INfluencia : une marque qui part sur l’empathie et la proximité. Pourquoi ?
Jean-Luc Bravi : plus on est dans le monde virtuel et les médias sociaux et moins on profite de l’existence même si on expérimente des événements ou des offres en live, en fait on ne les vit pas vraiment et une distance s’instaure. Le réel perd de sa valeur. C’est pourquoi, il est important et nécessaire de s’adresser aux gens, de leur parler, mais pas juste à travers les produits et leurs attributs ou avantages. Il faut être proche de leurs préoccupations et s’occuper d’eux concrètement. C’est ce qui recrée le lien et la préférence et donc le trafic.
INfluencia : la promesse est ambitieuse. Ne craignez vous pas un retour de bâton ?

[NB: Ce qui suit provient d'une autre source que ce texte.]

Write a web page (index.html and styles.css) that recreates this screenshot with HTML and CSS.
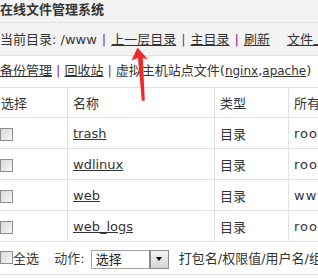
FILE: index.html
```html
<!DOCTYPE html>
<html lang="zh-CN">
<head>
    <meta charset="UTF-8">
    <title>在线文件管理系统</title>
    <link rel="stylesheet" href="styles.css">
</head>
<body>
<div class="page">
    <div class="title">在线文件管理系统</div>
    <div class="path">
        当前目录: /www<span class="sep">|</span><a href="#">上一层目录</a><span class="sep">|</span><a href="#">主目录</a><span class="sep">|</span><a href="#">刷新</a><a class="upload" href="#">文件上传</a>
    </div>
    <div class="tools">
        <a href="#">备份管理</a><span class="sep">|</span><a href="#">回收站</a><span class="sep">|</span>虚拟主机站点文件(<a class="conf" href="#">nginx</a>,<a class="conf" href="#">apache</a>)
    </div>
    <table class="files">
        <colgroup>
            <col class="c-check">
            <col class="c-name">
            <col class="c-type">
            <col class="c-owner">
        </colgroup>
        <tr class="head">
            <td>选择</td>
            <td>名称</td>
            <td>类型</td>
            <td>所有者</td>
        </tr>
        <tr>
            <td><input type="checkbox"></td>
            <td><a class="name" href="#">trash</a></td>
            <td>目录</td>
            <td class="owner">root</td>
        </tr>
        <tr>
            <td><input type="checkbox"></td>
            <td><a class="name" href="#">wdlinux</a></td>
            <td>目录</td>
            <td class="owner">root</td>
        </tr>
        <tr>
            <td><input type="checkbox"></td>
            <td><a class="name" href="#">web</a></td>
            <td>目录</td>
            <td class="owner">www</td>
        </tr>
        <tr>
            <td><input type="checkbox"></td>
            <td><a class="name" href="#">web_logs</a></td>
            <td>目录</td>
            <td class="owner">root</td>
        </tr>
        <tr>
            <td colspan="4" class="actions">
                <label class="all"><input type="checkbox">全选</label>
                <span class="act-label">动作:</span>
                <span class="select">
                    <select><option>选择</option></select>
                    <span class="select-btn"></span>
                </span>
                <span class="hint">打包名/权限值/用户名/组名</span>
            </td>
        </tr>
    </table>
</div>
<svg class="arrow" width="318" height="279" viewBox="0 0 318 279">
    <polygon points="137.5,47.5 131.5,60.5 138,58 141.8,101 144.8,100.5 142.8,58 148,59.5" fill="#ee2b2b"/>
</svg>
</body>
</html>
```

FILE: styles.css
```css
body {
    margin: 0;
    font-family: "DejaVu Sans", "Noto Sans CJK SC", sans-serif;
    font-size: 13px;
    color: #333;
    background-color: #fff;
    overflow: hidden;
    white-space: nowrap;
}

a {
    color: #333;
    text-decoration: underline;
}

.page {
    margin-left: -5px;
    width: 420px;
}

.title {
    height: 22px;
    line-height: 19px;
    padding-left: 5px;
    font-weight: bold;
    background-color: #f3f3f3;
    border-bottom: 1px solid #e2e2e2;
}

.path {
    height: 32px;
    line-height: 33px;
    padding-left: 5px;
    background-color: #f3f3f3;
    border-bottom: 1px solid #e2e2e2;
}

.tools {
    height: 31px;
    line-height: 29px;
    padding-left: 5px;
}

.sep {
    color: #7e3488;
    margin: 0 5px;
}

.tools .sep {
    margin: 0 4px;
}

.tools .conf {
    font-size: 12px;
}

.upload {
    margin-left: 17px;
}

.files {
    border-collapse: collapse;
    table-layout: fixed;
    width: 420px;
}

.c-check { width: 72px; }
.c-name { width: 147px; }
.c-type { width: 74px; }
.c-owner { width: 127px; }

.files td {
    border: 1px solid #e2e2e6;
    height: 30px;
    padding: 0 5px;
    vertical-align: middle;
}

.files .head td {
    height: 29px;
}

.owner {
    letter-spacing: 1px;
}

input[type="checkbox"] {
    appearance: none;
    -webkit-appearance: none;
    width: 13px;
    height: 13px;
    margin: 0 0 0 -1px;
    border: 1px solid #8e8e8e;
    background: linear-gradient(135deg, #d8d8d8, #f7f7f7);
    vertical-align: -3px;
    box-sizing: border-box;
}

.files .actions {
    height: 32px;
}

.all input {
    vertical-align: -1px;
}

.act-label {
    margin-left: 11px;
    color: #3c3c4c;
}

.select {
    display: inline-flex;
    align-items: stretch;
    height: 19px;
    width: 78px;
    border: 1px solid #a4a4a4;
    box-sizing: border-box;
    vertical-align: middle;
    margin-left: 2px;
}

.select select {
    appearance: none;
    -webkit-appearance: none;
    flex: 1;
    border: none;
    background: #fff;
    font-family: "DejaVu Sans", "Noto Sans CJK SC", sans-serif;
    font-size: 13px;
    color: #222;
    padding: 0 0 0 4px;
    margin: 0;
    min-width: 0;
}

.select-btn {
    width: 17px;
    border-left: 1px solid #8a8a8a;
    outline: 1px solid #8a8a8a;
    background: linear-gradient(#f4f4f4, #d4d4d4);
    display: flex;
    align-items: center;
    justify-content: center;
}

.select-btn::after {
    content: "";
    border-left: 3px solid transparent;
    border-right: 3px solid transparent;
    border-top: 4px solid #000;
}

.hint {
    margin-left: 6px;
}

.arrow {
    position: absolute;
    left: 0;
    top: 0;
    pointer-events: none;
}
```
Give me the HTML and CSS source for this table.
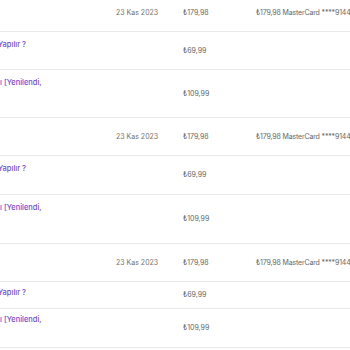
FILE: index.html
```html
<!DOCTYPE html>
<html lang="tr">
<head>
<meta charset="utf-8">
<link rel="stylesheet" href="styles.css">
</head>
<body>
<div class="table">
  <div class="row head h38">
    <div class="cell title"></div>
    <div class="cell date">23 Kas 2023</div>
    <div class="cell price">₺179,98</div>
    <div class="cell pay">₺179,98 MasterCard ****9144</div>
  </div>
  <div class="row item h38">
    <div class="cell title"><span class="cut-y">Yapılır ?</span></div>
    <div class="cell date"></div>
    <div class="cell price">₺69,99</div>
    <div class="cell pay"></div>
  </div>
  <div class="row item h48">
    <div class="cell title"><span class="cut-u">ı [Yenilendi,</span></div>
    <div class="cell date"></div>
    <div class="cell price">₺109,99</div>
    <div class="cell pay"></div>
  </div>

  <div class="row head h38">
    <div class="cell title"></div>
    <div class="cell date">23 Kas 2023</div>
    <div class="cell price">₺179,98</div>
    <div class="cell pay">₺179,98 MasterCard ****9144</div>
  </div>
  <div class="row item h39">
    <div class="cell title"><span class="cut-y">Yapılır ?</span></div>
    <div class="cell date"></div>
    <div class="cell price">₺69,99</div>
    <div class="cell pay"></div>
  </div>
  <div class="row item h49">
    <div class="cell title"><span class="cut-u">ı [Yenilendi,</span></div>
    <div class="cell date"></div>
    <div class="cell price">₺109,99</div>
    <div class="cell pay"></div>
  </div>

  <div class="row head h38">
    <div class="cell title"></div>
    <div class="cell date">23 Kas 2023</div>
    <div class="cell price">₺179,98</div>
    <div class="cell pay">₺179,98 MasterCard ****9144</div>
  </div>
  <div class="row item h27 tight">
    <div class="cell title"><span class="cut-y">Yapılır ?</span></div>
    <div class="cell date"></div>
    <div class="cell price">₺69,99</div>
    <div class="cell pay"></div>
  </div>
  <div class="row item h39 tight">
    <div class="cell title"><span class="cut-u">ı [Yenilendi,</span></div>
    <div class="cell date"></div>
    <div class="cell price">₺109,99</div>
    <div class="cell pay"></div>
  </div>

  <div class="row head h38">
    <div class="cell title"></div>
    <div class="cell date"></div>
    <div class="cell price"></div>
    <div class="cell pay"></div>
  </div>
</div>
</body>
</html>
```
FILE: styles.css
```css
html, body {
  margin: 0;
  padding: 0;
  background: #ffffff;
  overflow: hidden;
}
body {
  font-family: Inter, "Noto Sans", "Liberation Sans", sans-serif;
  font-size: 7px;
  color: #6b6b6b;
}
.table {
  margin-top: -6px;
  width: 350px;
  overflow: hidden;
}
.row {
  display: grid;
  grid-template-columns: 116px 67px 73px 1fr;
  align-items: center;
  border-bottom: 1px solid #e9e9e9;
  box-sizing: border-box;
}
.h27 { height: 27px; }
.h38 { height: 38px; }
.h39 { height: 39px; }
.h48 { height: 48px; }
.h49 { height: 49px; }
.cell {
  white-space: nowrap;
  overflow: hidden;
  line-height: 10px;
}
.title {
  align-self: start;
  padding-top: 8px;
  color: #7549cc;
  font-size: 7.5px;
  font-weight: 500;
}
.tight .title {
  padding-top: 6px;
}
.cut-y {
  display: inline-block;
  margin-left: -2px;
}
.cut-u {
  display: inline-block;
  margin-left: 0;
}
.date {
  color: #727272;
}
.price {
  color: #5f6766;
}
.pay {
  color: #666666;
  letter-spacing: -0.15px;
}
```
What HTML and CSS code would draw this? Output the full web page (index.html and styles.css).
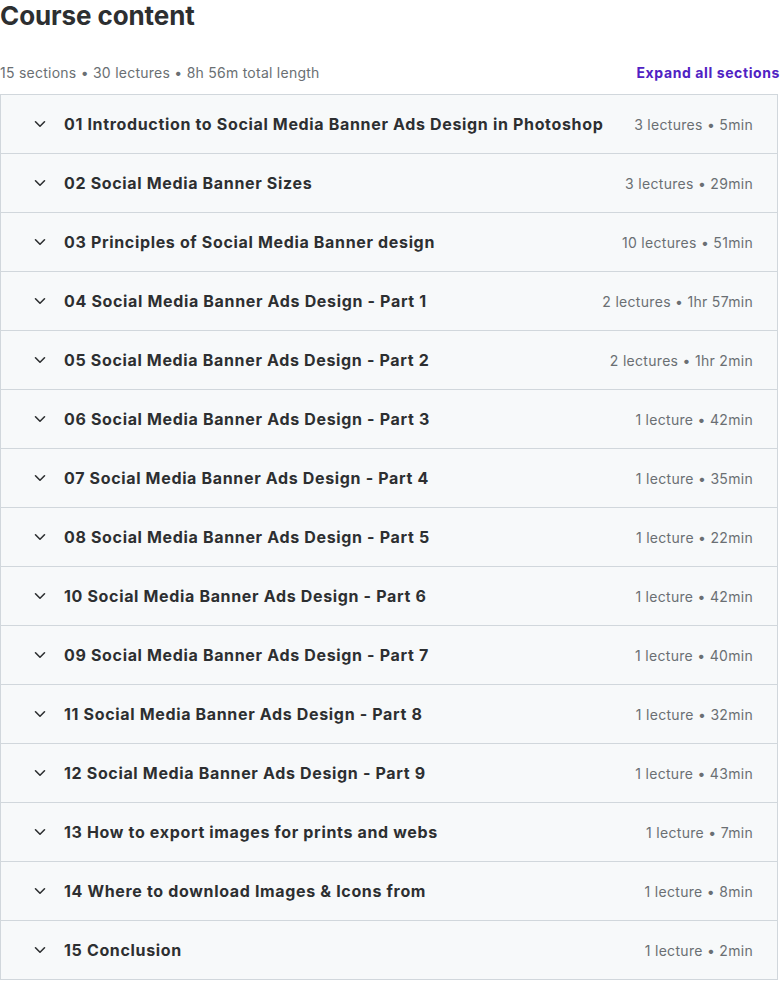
FILE: index.html
```html
<!DOCTYPE html>
<html lang="en">
<head>
<meta charset="utf-8">
<title>Course content</title>
<link rel="stylesheet" href="styles.css">
</head>
<body>
<div class="page">
  <h2 class="title">Course content</h2>
  <div class="meta">
    <span class="summary">15 sections • 30 lectures • 8h 56m total length</span>
    <button class="expand">Expand all sections</button>
  </div>
  <div class="sections">
    <div class="row"><svg class="chev" viewBox="0 0 12 8"><path d="M1.5 1.8 6 6.2l4.5-4.4"/></svg><span class="name">01 Introduction to Social Media Banner Ads Design in Photoshop</span><span class="info">3 lectures • 5min</span></div>
    <div class="row"><svg class="chev" viewBox="0 0 12 8"><path d="M1.5 1.8 6 6.2l4.5-4.4"/></svg><span class="name">02 Social Media Banner Sizes</span><span class="info">3 lectures • 29min</span></div>
    <div class="row"><svg class="chev" viewBox="0 0 12 8"><path d="M1.5 1.8 6 6.2l4.5-4.4"/></svg><span class="name">03 Principles of Social Media Banner design</span><span class="info">10 lectures • 51min</span></div>
    <div class="row"><svg class="chev" viewBox="0 0 12 8"><path d="M1.5 1.8 6 6.2l4.5-4.4"/></svg><span class="name">04 Social Media Banner Ads Design - Part 1</span><span class="info">2 lectures • 1hr 57min</span></div>
    <div class="row"><svg class="chev" viewBox="0 0 12 8"><path d="M1.5 1.8 6 6.2l4.5-4.4"/></svg><span class="name">05 Social Media Banner Ads Design - Part 2</span><span class="info">2 lectures • 1hr 2min</span></div>
    <div class="row"><svg class="chev" viewBox="0 0 12 8"><path d="M1.5 1.8 6 6.2l4.5-4.4"/></svg><span class="name">06 Social Media Banner Ads Design - Part 3</span><span class="info">1 lecture • 42min</span></div>
    <div class="row"><svg class="chev" viewBox="0 0 12 8"><path d="M1.5 1.8 6 6.2l4.5-4.4"/></svg><span class="name">07 Social Media Banner Ads Design - Part 4</span><span class="info">1 lecture • 35min</span></div>
    <div class="row"><svg class="chev" viewBox="0 0 12 8"><path d="M1.5 1.8 6 6.2l4.5-4.4"/></svg><span class="name">08 Social Media Banner Ads Design - Part 5</span><span class="info">1 lecture • 22min</span></div>
    <div class="row"><svg class="chev" viewBox="0 0 12 8"><path d="M1.5 1.8 6 6.2l4.5-4.4"/></svg><span class="name">10 Social Media Banner Ads Design - Part 6</span><span class="info">1 lecture • 42min</span></div>
    <div class="row"><svg class="chev" viewBox="0 0 12 8"><path d="M1.5 1.8 6 6.2l4.5-4.4"/></svg><span class="name">09 Social Media Banner Ads Design - Part 7</span><span class="info">1 lecture • 40min</span></div>
    <div class="row"><svg class="chev" viewBox="0 0 12 8"><path d="M1.5 1.8 6 6.2l4.5-4.4"/></svg><span class="name">11 Social Media Banner Ads Design - Part 8</span><span class="info">1 lecture • 32min</span></div>
    <div class="row"><svg class="chev" viewBox="0 0 12 8"><path d="M1.5 1.8 6 6.2l4.5-4.4"/></svg><span class="name">12 Social Media Banner Ads Design - Part 9</span><span class="info">1 lecture • 43min</span></div>
    <div class="row"><svg class="chev" viewBox="0 0 12 8"><path d="M1.5 1.8 6 6.2l4.5-4.4"/></svg><span class="name">13 How to export images for prints and webs</span><span class="info">1 lecture • 7min</span></div>
    <div class="row"><svg class="chev" viewBox="0 0 12 8"><path d="M1.5 1.8 6 6.2l4.5-4.4"/></svg><span class="name">14 Where to download Images &amp; Icons from</span><span class="info">1 lecture • 8min</span></div>
    <div class="row"><svg class="chev" viewBox="0 0 12 8"><path d="M1.5 1.8 6 6.2l4.5-4.4"/></svg><span class="name">15 Conclusion</span><span class="info">1 lecture • 2min</span></div>
  </div>
</div>
</body>
</html>
```

FILE: styles.css
```css
html, body {
  margin: 0;
  padding: 0;
  background: #ffffff;
}

body {
  font-family: Inter, "Noto Sans", "Liberation Sans", sans-serif;
  color: #2d2f31;
}

.page {
  width: 780px;
}

.title {
  margin: 0;
  padding-top: 0;
  font-size: 26px;
  line-height: 31px;
  font-weight: 700;
  letter-spacing: -0.1px;
  color: #2d2f31;
}

.meta {
  display: flex;
  justify-content: space-between;
  align-items: center;
  height: 22px;
  margin-top: 30px;
  margin-bottom: 11px;
}

.summary {
  font-size: 14px;
  color: #6a6f73;
  letter-spacing: 0.25px;
}

.expand {
  border: none;
  background: none;
  padding: 0;
  font-family: inherit;
  font-size: 14px;
  font-weight: 700;
  color: #5022c3;
  letter-spacing: 0.6px;
  cursor: pointer;
}

.sections {
  width: 776px;
  border: 1px solid #d1d7dc;
  border-bottom: none;
}

.row {
  display: flex;
  align-items: center;
  height: 58px;
  background: #f7f9fa;
  border-bottom: 1px solid #d1d7dc;
  padding: 0 24px 0 33px;
}

.chev {
  width: 12px;
  height: 8px;
  flex: none;
  fill: none;
  stroke: #2d2f31;
  stroke-width: 1.6;
  stroke-linecap: round;
  stroke-linejoin: round;
  margin-right: 18px;
}

.name {
  font-size: 16px;
  font-weight: 700;
  color: #2d2f31;
  flex: 1;
  letter-spacing: 0.66px;
}

.info {
  font-size: 14px;
  color: #6a6f73;
  letter-spacing: 0.3px;
  white-space: nowrap;
}
```
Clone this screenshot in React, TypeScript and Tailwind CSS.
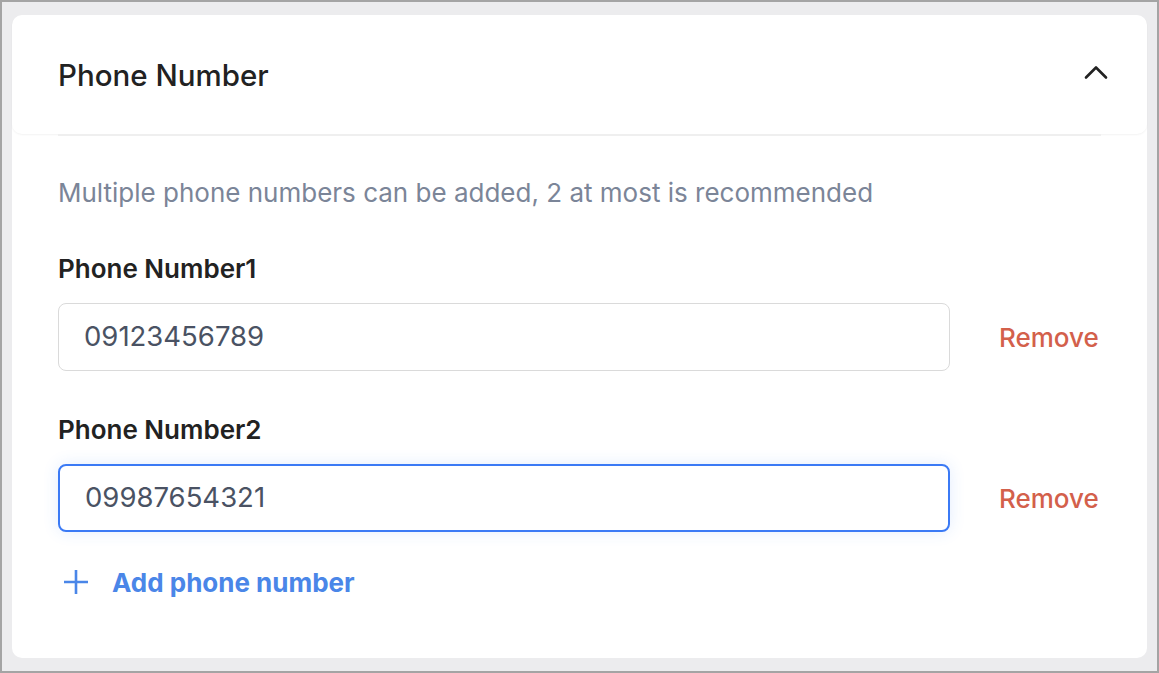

Jean Luc Bravi : nous ne sommes pas vraiment inquiets. Auchan fonctionne ainsi tant en qualité de discounter, qu’avec l’interne qui est largement associé au projet avec comme leitmotiv : « c’est celui qui sait qui fait ». Mettant chacun à sa place et la relation au cœur des objectifs. C’est une campagne sur l’émotion mais très rationnelle, en lien avec le terrain.